Título: 'Saída de ministro é só uma nuvenzinha na trovoada'
Autor: Márcia De Chiara
Fonte: O Estado de São Paulo, 02/07/2006, Economia & Negócios, p. B1

A saída de Roberto Rodrigues do Ministério da Agricultura não mexeu com a rotina dos irmãos Ghirghi, em Taquarivaí, sudoeste do Estado de São Paulo, a 260 quilômetros da capital. "É só mais uma nuvenzinha negra num céu de trovoada", compara Ricardo Ghirghi, de 36 anos, o mais velho dos quatro irmãos.

Como a maioria dos agricultores, os Ghirghis chegam ao fim de um ano agrícola muito difícil, com prejuízo. Nesta safra, vão plantar 1 mil hectares a menos. Para Ricardo, a esperança está na "mudança de governo".

Os Ghirghis estiveram entre os agricultores que fecharam rodovias, em maio, para protestar contra a crise. Na região, eles são tidos como bem preparados empresários rurais, apesar de jovens. Ricardo e Nicolau, de 28 anos, o mais novo, engenheiro agrônomo, como o ministro, administram a produção dos 3,5 mil hectares que a família cultiva todo ano na Fazenda Água Clara, em Taquarivaí, e numa nova fronteira agrícola, no interior do Piauí.

Os irmãos do meio, Renato, de 34 anos, e João, de 32, cuidam da administração e da comercialização.
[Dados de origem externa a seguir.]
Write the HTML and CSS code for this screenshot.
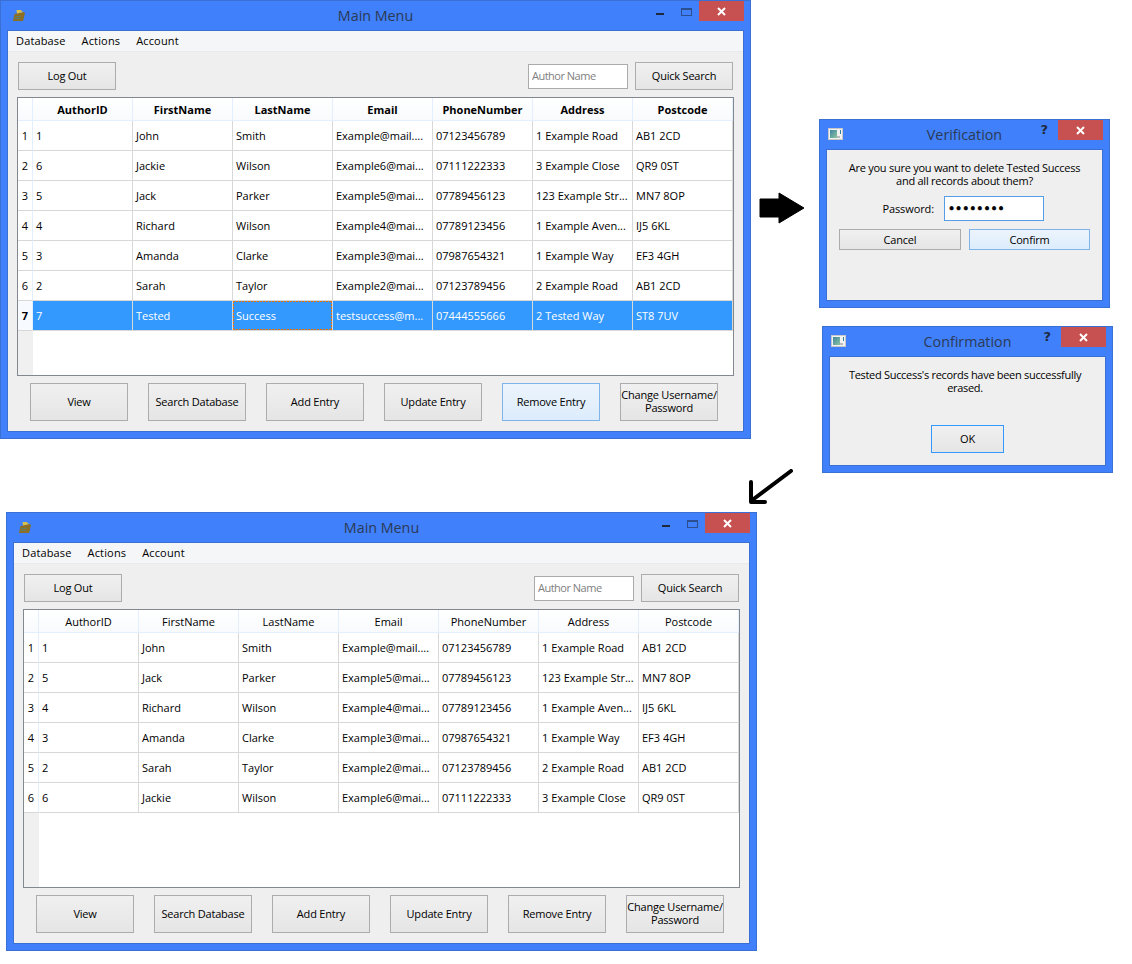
FILE: index.html
```html
<!DOCTYPE html>
<html lang="en">
<head>
    <meta charset="UTF-8">
    <meta name="viewport" content="width=device-width, initial-scale=1.0">
    <title>Remove Entry Walkthrough</title>
    <link rel="stylesheet" href="styles.css">
</head>
<body>
    <svg width="0" height="0" class="defs">
        <defs>
            <linearGradient id="dialog-fill" x1="0" y1="0" x2="1" y2="1">
                <stop offset="0" stop-color="#3f86a0"/>
                <stop offset="1" stop-color="#8cc4a0"/>
            </linearGradient>
        </defs>
        <symbol id="app-icon" viewBox="0 0 14 14">
            <path d="M2.5 5 L11.5 3 L13 4 L11 12 L1 12 Z" fill="#8c6f22"/>
            <path d="M4.5 1 L9 1 L10 2.5 L11.5 3 L5 4.5 Z" fill="#d8c04a"/>
            <path d="M3 7.5 H9 M2.6 9.5 H8" stroke="#5f7f6a" stroke-width="1"/>
        </symbol>
        <symbol id="dialog-icon" viewBox="0 0 15 12">
            <rect x=".5" y=".5" width="14" height="11" fill="#f2f2f2" stroke="#c8c8c8"/>
            <rect x="2" y="2" width="7" height="8" fill="url(#dialog-fill)"/>
            <rect x="9" y="8" width="3" height="2" fill="#bcbcbc"/>
            <rect x="12" y="2" width="1" height="4" fill="#2f7fa0"/>
        </symbol>
        <symbol id="close-x" viewBox="0 0 9 9">
            <path d="M1 1 L8 8 M8 1 L1 8" stroke="#ffffff" stroke-width="2" fill="none"/>
        </symbol>
    </svg>

    <!-- main menu, row 7 selected -->
    <div class="window main-window window-before">
        <div class="titlebar">
            <svg class="app-icon" width="14" height="14"><use href="#app-icon"/></svg>
            <span class="title">Main Menu</span>
            <div class="controls">
                <span class="btn-min"></span>
                <span class="btn-max"></span>
                <span class="btn-close"><svg width="9" height="9"><use href="#close-x"/></svg></span>
            </div>
        </div>
        <div class="client">
            <div class="menubar">
                <span>Database</span>
                <span>Actions</span>
                <span>Account</span>
            </div>
            <div class="content">
                <div class="toolbar">
                    <button class="btn toolbar-btn">Log Out</button>
                    <div class="spacer"></div>
                    <input class="search" type="text" placeholder="Author Name">
                    <button class="btn toolbar-btn">Quick Search</button>
                </div>
                <div class="table-frame">
                    <table class="grid bold-head">
                        <thead>
                            <tr><th class="corner"></th><th>AuthorID</th><th>FirstName</th><th>LastName</th><th>Email</th><th>PhoneNumber</th><th>Address</th><th>Postcode</th></tr>
                        </thead>
                        <tbody>
                            <tr><th>1</th><td>1</td><td>John</td><td>Smith</td><td>Example@mail....</td><td>07123456789</td><td>1 Example Road</td><td>AB1 2CD</td></tr>
                            <tr><th>2</th><td>6</td><td>Jackie</td><td>Wilson</td><td>Example6@mai...</td><td>07111222333</td><td>3 Example Close</td><td>QR9 0ST</td></tr>
                            <tr><th>3</th><td>5</td><td>Jack</td><td>Parker</td><td>Example5@mai...</td><td>07789456123</td><td>123 Example Str...</td><td>MN7 8OP</td></tr>
                            <tr><th>4</th><td>4</td><td>Richard</td><td>Wilson</td><td>Example4@mai...</td><td>07789123456</td><td>1 Example Aven...</td><td>IJ5 6KL</td></tr>
                            <tr><th>5</th><td>3</td><td>Amanda</td><td>Clarke</td><td>Example3@mai...</td><td>07987654321</td><td>1 Example Way</td><td>EF3 4GH</td></tr>
                            <tr><th>6</th><td>2</td><td>Sarah</td><td>Taylor</td><td>Example2@mai...</td><td>07123789456</td><td>2 Example Road</td><td>AB1 2CD</td></tr>
                            <tr class="selected"><th>7</th><td>7</td><td>Tested</td><td class="focus">Success</td><td>testsuccess@m...</td><td>07444555666</td><td>2 Tested Way</td><td>ST8 7UV</td></tr>
                        </tbody>
                    </table>
                </div>
                <div class="actions">
                    <button class="btn">View</button>
                    <button class="btn">Search Database</button>
                    <button class="btn">Add Entry</button>
                    <button class="btn">Update Entry</button>
                    <button class="btn btn-hover">Remove Entry</button>
                    <button class="btn">Change Username/<br>Password</button>
                </div>
            </div>
        </div>
    </div>

    <svg class="arrow arrow-right" width="46" height="32" viewBox="0 0 46 32">
        <path d="M1 7 H20 V1 L45 16 L20 31 V25 H1 Z" fill="#000" stroke="#000" stroke-linejoin="round"/>
    </svg>

    <!-- password prompt -->
    <div class="window dialog dialog-verify">
        <div class="titlebar">
            <svg class="dialog-icon" width="15" height="12"><use href="#dialog-icon"/></svg>
            <span class="title">Verification</span>
            <div class="controls">
                <span class="btn-help">?</span>
                <span class="btn-close"><svg width="9" height="9"><use href="#close-x"/></svg></span>
            </div>
        </div>
        <div class="client dialog-body">
            <p class="message">Are you sure you want to delete Tested Success<br>and all records about them?</p>
            <div class="password-row">
                <label for="password">Password:</label>
                <input id="password" class="password" type="password" value="12345678">
            </div>
            <div class="dialog-buttons">
                <button class="btn">Cancel</button>
                <button class="btn btn-hover">Confirm</button>
            </div>
        </div>
    </div>

    <!-- erased message -->
    <div class="window dialog dialog-confirm">
        <div class="titlebar">
            <svg class="dialog-icon" width="15" height="12"><use href="#dialog-icon"/></svg>
            <span class="title">Confirmation</span>
            <div class="controls">
                <span class="btn-help">?</span>
                <span class="btn-close"><svg width="9" height="9"><use href="#close-x"/></svg></span>
            </div>
        </div>
        <div class="client dialog-body">
            <p class="message">Tested Success's records have been successfully<br>erased.</p>
            <button class="btn btn-ok">OK</button>
        </div>
    </div>

    <svg class="arrow arrow-down" width="46" height="36" viewBox="0 0 46 36">
        <path d="M43 2 L3 32 M3 13 V33 H17" fill="none" stroke="#000" stroke-width="4" stroke-linecap="round" stroke-linejoin="round"/>
    </svg>

    <!-- main menu after the delete -->
    <div class="window main-window window-after">
        <div class="titlebar">
            <svg class="app-icon" width="14" height="14"><use href="#app-icon"/></svg>
            <span class="title">Main Menu</span>
            <div class="controls">
                <span class="btn-min"></span>
                <span class="btn-max"></span>
                <span class="btn-close"><svg width="9" height="9"><use href="#close-x"/></svg></span>
            </div>
        </div>
        <div class="client">
            <div class="menubar">
                <span>Database</span>
                <span>Actions</span>
                <span>Account</span>
            </div>
            <div class="content">
                <div class="toolbar">
                    <button class="btn toolbar-btn">Log Out</button>
                    <div class="spacer"></div>
                    <input class="search" type="text" placeholder="Author Name">
                    <button class="btn toolbar-btn">Quick Search</button>
                </div>
                <div class="table-frame">
                    <table class="grid">
                        <thead>
                            <tr><th class="corner"></th><th>AuthorID</th><th>FirstName</th><th>LastName</th><th>Email</th><th>PhoneNumber</th><th>Address</th><th>Postcode</th></tr>
                        </thead>
                        <tbody>
                            <tr><th>1</th><td>1</td><td>John</td><td>Smith</td><td>Example@mail....</td><td>07123456789</td><td>1 Example Road</td><td>AB1 2CD</td></tr>
                            <tr><th>2</th><td>5</td><td>Jack</td><td>Parker</td><td>Example5@mai...</td><td>07789456123</td><td>123 Example Str...</td><td>MN7 8OP</td></tr>
                            <tr><th>3</th><td>4</td><td>Richard</td><td>Wilson</td><td>Example4@mai...</td><td>07789123456</td><td>1 Example Aven...</td><td>IJ5 6KL</td></tr>
                            <tr><th>4</th><td>3</td><td>Amanda</td><td>Clarke</td><td>Example3@mai...</td><td>07987654321</td><td>1 Example Way</td><td>EF3 4GH</td></tr>
                            <tr><th>5</th><td>2</td><td>Sarah</td><td>Taylor</td><td>Example2@mai...</td><td>07123789456</td><td>2 Example Road</td><td>AB1 2CD</td></tr>
                            <tr><th>6</th><td>6</td><td>Jackie</td><td>Wilson</td><td>Example6@mai...</td><td>07111222333</td><td>3 Example Close</td><td>QR9 0ST</td></tr>
                        </tbody>
                    </table>
                </div>
                <div class="actions">
                    <button class="btn">View</button>
                    <button class="btn">Search Database</button>
                    <button class="btn">Add Entry</button>
                    <button class="btn">Update Entry</button>
                    <button class="btn">Remove Entry</button>
                    <button class="btn">Change Username/<br>Password</button>
                </div>
            </div>
        </div>
    </div>
</body>
</html>
```

FILE: styles.css
```css
/* General Reset */
* {
    margin: 0;
    padding: 0;
    box-sizing: border-box;
}

body {
    position: relative;
    width: 1132px;
    height: 964px;
    overflow: hidden;
    background-color: #ffffff;
    color: #000000;
    font-family: "Open Sans", sans-serif;
    font-size: 11px;
}

.defs {
    position: absolute;
}

/* Windows sit on a free canvas */
.window {
    position: absolute;
    display: flex;
    flex-direction: column;
    background-color: #4080fa;
    border: 1px solid #3a70d4;
    padding: 0 6px 6px;
}

.main-window {
    width: 751px;
    height: 439px;
}

.window-before {
    left: 0;
    top: 0;
}

.window-after {
    left: 6px;
    top: 512px;
}

.dialog-verify {
    left: 819px;
    top: 119px;
    width: 291px;
    height: 189px;
}

.dialog-confirm {
    left: 822px;
    top: 326px;
    width: 291px;
    height: 147px;
}

/* Title bar */
.titlebar {
    position: relative;
    flex: none;
    height: 29px;
    display: flex;
    align-items: center;
    justify-content: center;
}

.title {
    font-size: 14.3px;
    color: #2b3a55;
    margin-bottom: 1px;
}

.app-icon {
    position: absolute;
    left: 5px;
    top: 8px;
}

.dialog-icon {
    position: absolute;
    left: 2px;
    top: 8px;
}

.controls {
    position: absolute;
    right: 0;
    top: 0;
    height: 20px;
}

.btn-close {
    position: absolute;
    right: 0;
    top: 0;
    width: 45px;
    height: 20px;
    background-color: #c75050;
    display: flex;
    align-items: center;
    justify-content: center;
}

.btn-min {
    position: absolute;
    right: 80px;
    top: 12px;
    width: 8px;
    height: 2px;
    background-color: #1f2a3f;
}

.btn-max {
    position: absolute;
    right: 52px;
    top: 7px;
    width: 11px;
    height: 8px;
    border: 1px solid #2c4f8f;
    border-top-width: 2px;
}

.btn-help {
    position: absolute;
    right: 55px;
    top: 2px;
    color: #1f2a3f;
    font-family: "DejaVu Sans", sans-serif;
    font-size: 13px;
    font-weight: bold;
}

/* Client area */
.client {
    flex: 1;
    background-color: #efefef;
    border: 1px solid #3a70d4;
    display: flex;
    flex-direction: column;
}

.menubar {
    flex: none;
    height: 21px;
    display: flex;
    align-items: center;
    gap: 16px;
    padding: 0 0 2px 8px;
    background-color: #f5f6f7;
    border-bottom: 1px solid #e8e9ea;
    letter-spacing: .15px;
}

.content {
    padding: 10px 9px 0;
    display: flex;
    flex-direction: column;
}

.toolbar {
    display: flex;
    align-items: center;
    padding: 0 1px;
    height: 28px;
}

.spacer {
    flex: 1;
}

.btn {
    width: 98px;
    height: 38px;
    padding: 0 0 2px;
    border: 1px solid #acacac;
    background: linear-gradient(#f0f0f0, #e5e5e5);
    color: #000000;
    font-family: inherit;
    font-size: 11px;
    line-height: 13px;
    letter-spacing: -.2px;
    white-space: nowrap;
}

.btn-hover {
    border-color: #7eb4ea;
    background: linear-gradient(#ecf4fc, #dcecfc);
}

.toolbar-btn {
    height: 28px;
}

.search {
    width: 100px;
    height: 25px;
    margin-right: 7px;
    padding: 0 0 2px 3px;
    border: 1px solid #ababab;
    background-color: #ffffff;
    font-family: inherit;
    font-size: 11px;
    letter-spacing: -.5px;
}

.search::placeholder {
    color: #808080;
}

/* Table */
.table-frame {
    margin-top: 7px;
    width: 717px;
    height: 279px;
    border: 1px solid #828790;
    background: linear-gradient(to right, #f0f0f0 15px, #ffffff 15px);
}

.grid {
    table-layout: fixed;
    width: 715px;
    border-collapse: separate;
    border-spacing: 0;
}

.grid th,
.grid td {
    overflow: hidden;
    white-space: nowrap;
    font-weight: normal;
}

.grid thead th {
    width: 100px;
    height: 23px;
    background: linear-gradient(#ffffff, #f8fafd);
    border-right: 1px solid #e3efff;
    border-bottom: 1px solid #e3efff;
    text-align: center;
}

.grid thead th.corner {
    width: 15px;
}

.bold-head thead th {
    font-weight: bold;
}

.grid tbody th {
    height: 30px;
    background-color: #ffffff;
    border-right: 1px solid #e3efff;
    border-bottom: 1px solid #d8d8d8;
    text-align: center;
}

.grid td {
    height: 30px;
    padding-left: 3px;
    background-color: #ffffff;
    border-right: 1px solid #d8d8d8;
    border-bottom: 1px solid #d8d8d8;
}

.grid tr.selected td {
    background-color: #3399ff;
    color: #ffffff;
}

.grid tr.selected th {
    font-weight: bold;
    background-color: #f7fafe;
}

/* dotted focus box round the current cell, drawn as stripes */
.grid tr.selected td.focus {
    background-image:
        repeating-linear-gradient(90deg, #e8700a 0 2px, transparent 2px 3px),
        repeating-linear-gradient(90deg, #e8700a 0 2px, transparent 2px 3px),
        repeating-linear-gradient(0deg, #e8700a 0 2px, transparent 2px 3px),
        repeating-linear-gradient(0deg, #e8700a 0 2px, transparent 2px 3px);
    background-size: 100% 1px, 100% 1px, 1px 100%, 1px 100%;
    background-position: left top, left bottom, left top, right top;
    background-repeat: no-repeat;
    background-origin: padding-box;
    background-clip: padding-box;
}

.actions {
    margin-top: 7px;
    padding-left: 13px;
    display: flex;
    gap: 20px;
}

/* Dialogs */
.message {
    padding-top: 11px;
    text-align: center;
    line-height: 13px;
    letter-spacing: -.25px;
}

.dialog-confirm .message {
    padding-right: 5px;
    letter-spacing: -.3px;
}

.password-row {
    margin-top: 9px;
    display: flex;
    align-items: center;
    justify-content: flex-end;
    padding-right: 58px;
    gap: 10px;
}

.password-row label {
    letter-spacing: -.1px;
}

.password {
    width: 100px;
    height: 25px;
    padding-left: 3px;
    border: 1px solid #569de5;
    background-color: #ffffff;
    font-family: "DejaVu Sans", sans-serif;
    font-size: 12px;
    -webkit-text-stroke: .6px #000000;
    outline: none;
}

.dialog-buttons {
    margin-top: 8px;
    padding-left: 12px;
    display: flex;
    gap: 8px;
}

.dialog-buttons .btn {
    width: 122px;
    height: 21px;
    padding: 0;
}

.dialog-buttons .btn-hover {
    width: 121px;
}

.btn-ok {
    align-self: center;
    width: 73px;
    height: 28px;
    margin-top: 31px;
    border-color: #3399ff;
}

/* Hand drawn arrows */
.arrow {
    position: absolute;
}

.arrow-right {
    left: 759px;
    top: 192px;
}

.arrow-down {
    left: 748px;
    top: 469px;
}
```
Além da produção própria, eles prestam serviços de colheita, transporte, secagem e armazenamento de grãos para outros agricultores. As lavouras dos Ghirghis são de primeiro mundo: 100% da área em plantio direto, 70% sob pivôs de irrigação, todo solo é tratado, usam sementes e fertilizantes de primeira linha, têm uma frota de máquinas e colheitadeiras moderna e um dos maiores conjuntos de silos e secadores da região, com capacidade para 260 mil sacas.

Com tudo isso, nas duas últimas safras, a produção de soja, milho, feijão e trigo ficou abaixo das expectativas por causa do clima e os preços não cobriram os custos. No caso da soja, a incidência da ferrugem asiática reduziu ainda mais a produção. "Se tivéssemos um governo com interesse pela agricultura, seriam tomadas medidas para, pelo menos, garantir uma receita mínima para o produtor", criticou Ricardo.

Isso poderia ser feito, segundo ele, com uma política de preços mínimos reais e de juros mais baixos para o agricultor. "O governo poderia ter segurado o dólar num patamar melhor. O ministro tentou, mas não conseguiu nenhuma medida efetiva a nosso favor."

A renegociação da dívida agrícola do último pacote, segundo ele, teve alcance parcial e sabor eleitoral. "É uma coisa que se repete. As dívidas são empurradas para a frente, mas as causas não são corrigidas." O sucessor de Rodrigues, acredita, terá pouca ou nenhuma influência. Ele conta que a expectativa foi maior com a saída do ministro Antonio Palocci, responsável pela política econômica do governo, mas nada aconteceu. "Esse governo já era."